Por: Gilberto Nieto Aguilar / columnista
Creo que murió de tristeza. Su edad y su enfermedad se unieron con la tristeza, y esta última fue la que más lo agobió. Su estado era delicado y apresuró su muerte cuando dejó de comer. Amaba la libertad, recorrer las calles, platicar y bromear con sus amigos y conocidos. El encierro lo marchitaba, lo ponía nervioso. Por eso perdió la alegría de vivir y quizá, también, por alguna otra razón que escapa a mi entendimiento y que no quiero mencionar ahora.
No sé, quizá sólo sean especulaciones mías. Pero se fue sin decir adiós, callado, taciturno. Y eso me llama la atención porque siempre fue muy festivo y muy alegre. Rara vez enfermaba, fuera de los dolores de cabeza que le daban a menudo y el cáncer de sol que le consumió la nariz en los últimos 20 años. Nunca se quejaba de algún dolor y era casi imposible encontrarlo triste o quejándose de la vida.
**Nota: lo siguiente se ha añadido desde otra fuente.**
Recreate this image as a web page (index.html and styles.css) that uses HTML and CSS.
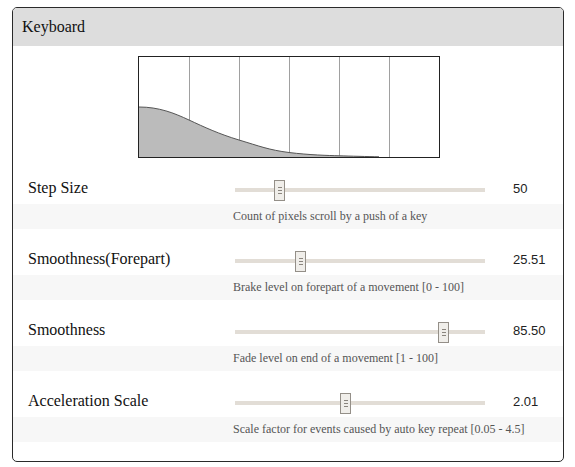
FILE: index.html
```html
<!DOCTYPE html>
<html>
<head>
<meta charset="utf-8">
<title>Keyboard</title>
<link rel="stylesheet" href="styles.css">
</head>
<body>
<div class="panel">
  <div class="panel-header">Keyboard</div>
  <div class="chart">
    <svg width="300" height="100" viewBox="0 0 300 100">
      <g stroke="#a0a0a0" stroke-width="1">
        <line x1="50.5" y1="0" x2="50.5" y2="100"/>
        <line x1="100.5" y1="0" x2="100.5" y2="100"/>
        <line x1="150.5" y1="0" x2="150.5" y2="100"/>
        <line x1="200.5" y1="0" x2="200.5" y2="100"/>
        <line x1="250.5" y1="0" x2="250.5" y2="100"/>
      </g>
      <path d="M0,50 C20,50 35,56 50,63 S80,77 100,83 S130,93 150,95.5 S190,98.5 200,98.8 S230,99.6 240,99.8 L240,100 L0,100 Z" fill="#bbbbbb"/>
      <path d="M0,50 C20,50 35,56 50,63 S80,77 100,83 S130,93 150,95.5 S190,98.5 200,98.8 S230,99.6 240,99.8" fill="none" stroke="#555" stroke-width="1"/>
    </svg>
  </div>

  <div class="row">
    <div class="row-main">
      <div class="label">Step Size</div>
      <div class="slider"><div class="track"></div><div class="thumb" style="left:39px"><i></i><i></i><i></i></div></div>
      <div class="value">50</div>
    </div>
    <div class="desc">Count of pixels scroll by a push of a key</div>
  </div>

  <div class="row">
    <div class="row-main">
      <div class="label">Smoothness(Forepart)</div>
      <div class="slider"><div class="track"></div><div class="thumb" style="left:60px"><i></i><i></i><i></i></div></div>
      <div class="value">25.51</div>
    </div>
    <div class="desc">Brake level on forepart of a movement [0 - 100]</div>
  </div>

  <div class="row">
    <div class="row-main">
      <div class="label">Smoothness</div>
      <div class="slider"><div class="track"></div><div class="thumb" style="left:203px"><i></i><i></i><i></i></div></div>
      <div class="value">85.50</div>
    </div>
    <div class="desc">Fade level on end of a movement [1 - 100]</div>
  </div>

  <div class="row">
    <div class="row-main">
      <div class="label">Acceleration Scale</div>
      <div class="slider"><div class="track"></div><div class="thumb" style="left:105px"><i></i><i></i><i></i></div></div>
      <div class="value">2.01</div>
    </div>
    <div class="desc">Scale factor for events caused by auto key repeat [0.05 - 4.5]</div>
  </div>
</div>
</body>
</html>
```

FILE: styles.css
```css
html, body {
  margin: 0;
  padding: 0;
  background: #ffffff;
}

body {
  padding: 7px 0 0 12px;
  font-family: "Liberation Serif", "Times New Roman", serif;
  color: #111;
}

.panel {
  width: 550px;
  height: 453px;
  border: 1px solid #2a2a2a;
  border-radius: 5px;
  overflow: hidden;
  background: #fff;
}

.panel-header {
  height: 38px;
  line-height: 38px;
  background: #dddddd;
  padding-left: 9px;
  font-size: 16px;
  color: #111;
}

.chart {
  margin: 10px 0 0 125px;
  width: 300px;
  height: 100px;
  border: 1px solid #222;
}

.chart svg {
  display: block;
}

.row-main {
  height: 46px;
  display: grid;
  grid-template-columns: 222px 250px 1fr;
}

.label {
  padding: 21px 0 0 15px;
  font-size: 16px;
  line-height: 18px;
  color: #111;
  white-space: nowrap;
}

.slider {
  position: relative;
}

.track {
  margin-top: 30px;
  height: 4px;
  background: #e2ddd6;
}

.thumb {
  position: absolute;
  top: 22px;
  width: 9px;
  height: 19px;
  border: 1px solid #948f88;
  background: #f0eeea;
  display: flex;
  flex-direction: column;
  align-items: center;
  justify-content: center;
  gap: 2px;
}

.thumb i {
  display: block;
  width: 4px;
  height: 1px;
  background: #8a857e;
}

.value {
  padding: 23px 0 0 28px;
  font-family: "Liberation Sans", Arial, sans-serif;
  font-size: 13px;
  line-height: 15px;
  color: #222;
}

.desc {
  height: 25px;
  line-height: 24px;
  background: #f7f7f7;
  padding-left: 220px;
  font-size: 12px;
  color: #555;
  white-space: nowrap;
}
```
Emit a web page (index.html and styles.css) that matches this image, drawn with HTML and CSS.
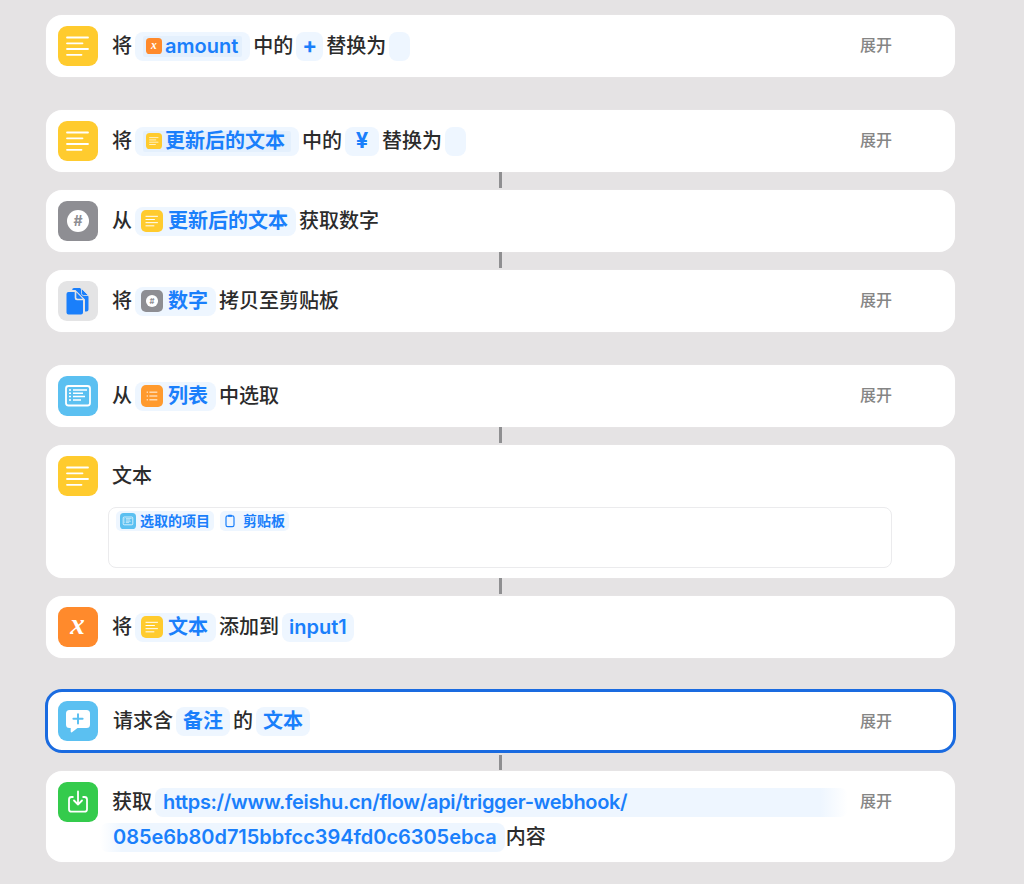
FILE: index.html
```html
<!DOCTYPE html>
<html lang="zh-CN">
<head>
<meta charset="utf-8">
<title>快捷指令</title>
<link rel="stylesheet" href="styles.css">
</head>
<body>
<svg class="sprite" xmlns="http://www.w3.org/2000/svg">
  <symbol id="i-text" viewBox="0 0 40 40">
    <rect width="40" height="40" rx="9" fill="#ffcb2e"/>
    <g stroke="#fff" stroke-width="1.8" stroke-linecap="round"><path d="M9 11.500h21M9 17.300h15.500M9 23h21M9 28.800h14.500"/></g>
  </symbol>
  <symbol id="i-var" viewBox="0 0 40 40">
    <rect width="40" height="40" rx="9" fill="#ff8a2c"/>
    <text x="19.500" y="27" text-anchor="middle" font-family="Liberation Serif, serif" font-size="29" font-style="italic" font-weight="700" fill="#fff">x</text>
  </symbol>
  <symbol id="i-num" viewBox="0 0 40 40">
    <rect width="40" height="40" rx="9" fill="#8e8e93"/>
    <circle cx="20" cy="20" r="11" fill="#fff"/>
    <text x="20" y="25" text-anchor="middle" font-family="Inter, sans-serif" font-size="14" font-weight="700" fill="#8e8e93">#</text>
  </symbol>
  <symbol id="i-copy" viewBox="0 0 40 40">
    <rect width="40" height="40" rx="9" fill="#e4e4e5"/>
    <path d="M16 7h6l8.500 8.500v13a2 2 0 0 1-2 2H27V18.500L17.500 9H14.200A2 2 0 0 1 16 7z" fill="#1a7ffb"/>
    <path d="M23.500 7.500l7 7h-5a2 2 0 0 1-2-2z" fill="#1a7ffb" stroke="#e4e4e5" stroke-width=".8"/>
    <path d="M10.500 11h6.200v6a2.200 2.200 0 0 0 2.200 2.200h6.100v12.300a2 2 0 0 1-2 2H10.500a2 2 0 0 1-2-2V13a2 2 0 0 1 2-2z" fill="#1a7ffb"/>
    <path d="M18.300 11.300l6.400 6.400h-5a1.400 1.400 0 0 1-1.400-1.400z" fill="#1a7ffb"/>
  </symbol>
  <symbol id="i-list" viewBox="0 0 40 40">
    <rect width="40" height="40" rx="9" fill="#ff9a2e"/>
    <g stroke="#fff" stroke-width="1.700" stroke-linecap="round"><path d="M11 13h1M16 13h13M11 20h1M16 20h13M11 27h1M16 27h13"/></g>
  </symbol>
  <symbol id="i-choose" viewBox="0 0 40 40">
    <rect width="40" height="40" rx="9" fill="#5bc0f1"/>
    <rect x="8" y="10" width="24" height="19.500" rx="2.500" fill="none" stroke="#fff" stroke-width="1.800"/>
    <g stroke="#fff" stroke-width="1.500"><path d="M11 14h2M15 14h14M11 17.300h2M15 17.300h10M11 20.600h2M15 20.600h12M11 24h2M15 24h8"/></g>
  </symbol>
  <symbol id="i-clip" viewBox="0 0 40 40">
    <rect x="10" y="7" width="20" height="27" rx="4" fill="none" stroke="#1a7ffb" stroke-width="3"/>
    <rect x="15" y="4.500" width="10" height="5" rx="1.500" fill="#1a7ffb"/>
  </symbol>
  <symbol id="i-ask" viewBox="0 0 40 40">
    <rect width="40" height="40" rx="9" fill="#5bc0f1"/>
    <path d="M11.500 9h17a3.500 3.500 0 0 1 3.500 3.500v11a3.500 3.500 0 0 1-3.500 3.500H19.500l-5.500 4.200a.8.8 0 0 1-1.300-.6V27H11.500A3.500 3.500 0 0 1 8 23.500v-11A3.500 3.500 0 0 1 11.500 9z" fill="#fff"/>
    <path d="M20 13.200v9.200M15.400 17.800h9.200" stroke="#5bc0f1" stroke-width="2" stroke-linecap="round"/>
  </symbol>
  <symbol id="i-get" viewBox="0 0 40 40">
    <rect width="40" height="40" rx="9" fill="#34cb4c"/>
    <path d="M15.500 15h-2a2.500 2.500 0 0 0-2.500 2.500v9.700a2.500 2.500 0 0 0 2.500 2.500h13a2.500 2.500 0 0 0 2.500-2.500v-9.700a2.500 2.500 0 0 0-2.500-2.500h-2" fill="none" stroke="#fff" stroke-width="1.800"/>
    <path d="M20 9.500v13M16 18.500l4 4 4-4" fill="none" stroke="#fff" stroke-width="1.800" stroke-linecap="round" stroke-linejoin="round"/>
  </symbol>
</svg>

<main class="flow">
  <section class="card">
    <svg class="icon"><use href="#i-text"/></svg>
    <div class="line">
      <span>将</span>
      <span class="pill pill-wrap"><span class="inner inner-var"><svg class="mini"><use href="#i-var"/></svg>amount</span></span>
      <span>中的</span>
      <span class="pill pill-sym">+</span>
      <span>替换为</span>
      <span class="pill pill-empty"></span>
    </div>
    <span class="expand">展开</span>
  </section>

  <div class="spacer"></div>

  <section class="card">
    <svg class="icon"><use href="#i-text"/></svg>
    <div class="line">
      <span>将</span>
      <span class="pill pill-wrap"><span class="inner"><svg class="mini"><use href="#i-text"/></svg>更新后的文本</span></span>
      <span>中的</span>
      <span class="pill pill-sym pill-yen">¥</span>
      <span>替换为</span>
      <span class="pill pill-empty"></span>
    </div>
    <span class="expand">展开</span>
  </section>
  <div class="link"></div>
  <section class="card">
    <svg class="icon"><use href="#i-num"/></svg>
    <div class="line">
      <span>从</span>
      <span class="pill"><svg class="glyph"><use href="#i-text"/></svg>更新后的文本</span>
      <span>获取数字</span>
    </div>
  </section>
  <div class="link"></div>
  <section class="card">
    <svg class="icon"><use href="#i-copy"/></svg>
    <div class="line">
      <span>将</span>
      <span class="pill"><svg class="glyph"><use href="#i-num"/></svg>数字</span>
      <span>拷贝至剪贴板</span>
    </div>
    <span class="expand">展开</span>
  </section>

  <div class="spacer"></div>

  <section class="card">
    <svg class="icon"><use href="#i-choose"/></svg>
    <div class="line">
      <span>从</span>
      <span class="pill"><svg class="glyph"><use href="#i-list"/></svg>列表</span>
      <span>中选取</span>
    </div>
    <span class="expand">展开</span>
  </section>
  <div class="link"></div>
  <section class="card card-text">
    <div class="card-head">
      <svg class="icon"><use href="#i-text"/></svg>
      <div class="line"><span>文本</span></div>
    </div>
    <div class="textbox">
      <span class="chip"><svg class="chip-icon"><use href="#i-choose"/></svg>选取的项目</span>
      <span class="chip chip-clip"><svg class="chip-icon chip-icon-clip"><use href="#i-clip"/></svg>剪贴板</span>
    </div>
  </section>
  <div class="link"></div>
  <section class="card">
    <svg class="icon"><use href="#i-var"/></svg>
    <div class="line">
      <span>将</span>
      <span class="pill"><svg class="glyph"><use href="#i-text"/></svg>文本</span>
      <span>添加到</span>
      <span class="pill pill-plain">input1</span>
    </div>
  </section>

  <div class="spacer spacer-selected"></div>

  <section class="card card-selected">
    <svg class="icon"><use href="#i-ask"/></svg>
    <div class="line">
      <span>请求含</span>
      <span class="pill pill-plain">备注</span>
      <span>的</span>
      <span class="pill pill-plain">文本</span>
    </div>
    <span class="expand">展开</span>
  </section>
  <div class="link link-selected"></div>
  <section class="card card-url">
    <div class="card-head">
      <svg class="icon"><use href="#i-get"/></svg>
      <div class="line">
        <span>获取</span>
        <span class="pill pill-url">https://www.feishu.cn/flow/api/trigger-webhook/</span>
      </div>
      <span class="expand">展开</span>
    </div>
    <div class="line line-second">
      <span class="pill pill-url2">085e6b80d715bbfcc394fd0c6305ebca</span>
      <span>内容</span>
    </div>
  </section>
</main>
</body>
</html>
```

FILE: styles.css
```css
* { box-sizing: border-box; }
html, body { margin: 0; height: 100%; }
body {
  background: #e5e3e4;
  font-family: "Inter", "Noto Sans CJK SC", sans-serif;
  font-size: 20px;
  font-weight: 500;
  color: #2b2b2b;
  overflow: hidden;
}
.sprite { display: none; }
.flow {
  display: flex;
  flex-direction: column;
  padding: 15px 69px 0 46px;
}
.card {
  display: flex;
  align-items: center;
  height: 62px;
  padding: 0 62px 0 12px;
  background: #fff;
  border-radius: 16px;
  box-shadow: 0 0 1px #eeedee;
}
.icon { width: 40px; height: 40px; flex: none; }
.line {
  display: flex;
  align-items: center;
  flex: 1;
  gap: 3px;
  margin-left: 14px;
  line-height: 29px;
  white-space: nowrap;
  min-width: 0;
}
.expand {
  flex: none;
  margin-right: 1px;
  padding-bottom: 2px;
  font-size: 16px;
  color: #858585;
  line-height: 20px;
}
.spacer { height: 33px; }
.spacer-selected { height: 31px; }
.link {
  flex: none;
  align-self: center;
  width: 3px;
  height: 16px;
  margin-bottom: 2px;
  background: #8f8f91;
}
.link-selected { margin-top: 2px; margin-bottom: 1px; height: 15px; }

.pill {
  display: inline-flex;
  align-items: center;
  height: 29px;
  padding: 0 8px 0 6px;
  border-radius: 8px;
  background: #eef6ff;
  color: #1a7ffb;
  font-weight: 600;
}
.pill-wrap { padding: 0 8px; }
.inner {
  display: inline-flex;
  align-items: center;
  height: 21px;
  padding-left: 3px;
  padding-right: 6px;
  background: #e4f0fd;
  border-radius: 2px;
}
.inner-var { padding-right: 4px; }
.mini { width: 16px; height: 16px; margin-right: 3px; flex: none; }
.glyph { width: 22px; height: 22px; margin-right: 5px; flex: none; }
.pill-sym { width: 27px; padding: 0 0 2px; justify-content: center; font-size: 22px; font-weight: 700; }
.pill-yen { width: 34px; }
.pill-empty { width: 21px; padding: 0; }
.pill-plain { padding: 0 7px; }

.card-text {
  display: block;
  height: 133px;
  padding: 11px 63px 10px 12px;
}
.card-head { display: flex; align-items: center; }
.textbox {
  display: flex;
  align-items: flex-start;
  gap: 6px;
  height: 61px;
  margin: 11px 0 0 50px;
  padding: 3px 7px;
  border: 1px solid #ebebed;
  border-radius: 8px;
}
.chip {
  display: inline-flex;
  align-items: center;
  height: 20px;
  padding: 0 4px 0 4px;
  border-radius: 5px;
  background: #eef6ff;
  color: #1a7ffb;
  font-size: 14px;
  font-weight: 600;
  line-height: 20px;
}
.chip-icon { width: 16px; height: 16px; margin-right: 4px; }
.chip-clip { padding-left: 2px; }
.chip-icon-clip { margin-right: 5px; }

.card-selected {
  height: 64px;
  margin: 0 -1px;
  padding: 0 60px 0 10px;
  border: 3px solid #1a6be0;
  border-radius: 17px;
  box-shadow: none;
}
.card-selected .line { margin-left: 15px; }
.card-selected .expand { padding-bottom: 0; }

.card-url {
  display: block;
  height: 91px;
  padding: 11px 62px 0 12px;
}
.pill-url {
  padding-left: 8px;
  flex: none;
  width: 693px;
  letter-spacing: -0.33px;
  background: linear-gradient(90deg, #eef6ff 96%, #fff 100%);
}
.line-second { gap: 1px; margin: 1px 0 0 42px; }
.pill-url2 {
  padding: 0 8px 0 13px;
  letter-spacing: -0.03px;
  background: linear-gradient(90deg, #fff 0, #eef6ff 22px);
}
```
No comprendo lo que pudo pensar en sus últimos momentos. Quizá el cariño vuelve todo subjetivo y la distancia distorsiona las cosas. El “hubiese sido” aparece como un fantasma implacable. Me cuenta mi mamá que el día que yo nací me tomó en sus brazos, me meció un momento y selló el compromiso de cuidarme y hacer de mí un hombre de bien, dentro de nuestra humildad y carencias económicas. Por eso siempre lo vi afectuoso, responsable, cuidadoso, atento, respetuoso.
Manuel Zavala Robles siempre estará en mi recuerdo como el gran padre que fue. No fue letrado, pero ni falta le hacía. Comprendía la vida a través de la experiencia y la observación. No divagaba ni titubeaba frente a la adversidad. Me decía: “La vida se encarga de acomodar las cosas en el lugar debido. Pero tú no dejes de hacer lo que te toca”. Casi al terminar mi carrera docente, sin saberlo, su ayuda habría de ser determinante.
En las vacaciones del invierno de 1969 decidí abandonar la escuela. Quería trabajar ya. Mis padres se alarmaron, pero no me dijeron nada. Mi padre me retiró la palabra, pensando quizá en cómo abordar el tema conmigo. Unos días antes de concluir las vacaciones nos invitó a cenar y un hecho fortuito le dio la oportunidad. Moviendo las cosas de la mesa le tomé la mano por accidente. Como yo también buscaba platicar con él, le comenté lo primero que se me vino a la mente:
̶ “Sus manos están fuertes y callosas”.
Él me contestó con un dejo de tristeza en sus palabras: “¿Sabes por qué? Con ellas yo me gano el pan de cada día. He soñado que tú serás distinto, pero ahora me dices que vas a abandonar la escuela”. No hubo más palabras. Ningún golpe físico hubiera causado mayor dolor que aquella mirada y aquellas palabras que habrían de ser decisivas el resto de mi existencia. Era su protección en mi libertad, su apoyo en mi autonomía, su impulso respetuoso, su estímulo de vida basado en la experiencia y el ejemplo.
Así como esta anécdota, tan importante para mí, existen muchas otras que tal vez algún día relate en una página. Mientras quedarán en el recuerdo, guardadas en el viejo baúl que descansa en algún recóndito e inescrutable rincón de la memoria, como en todos los casos, el suyo y el mío, esperando acompañarnos en el último viaje de la vida.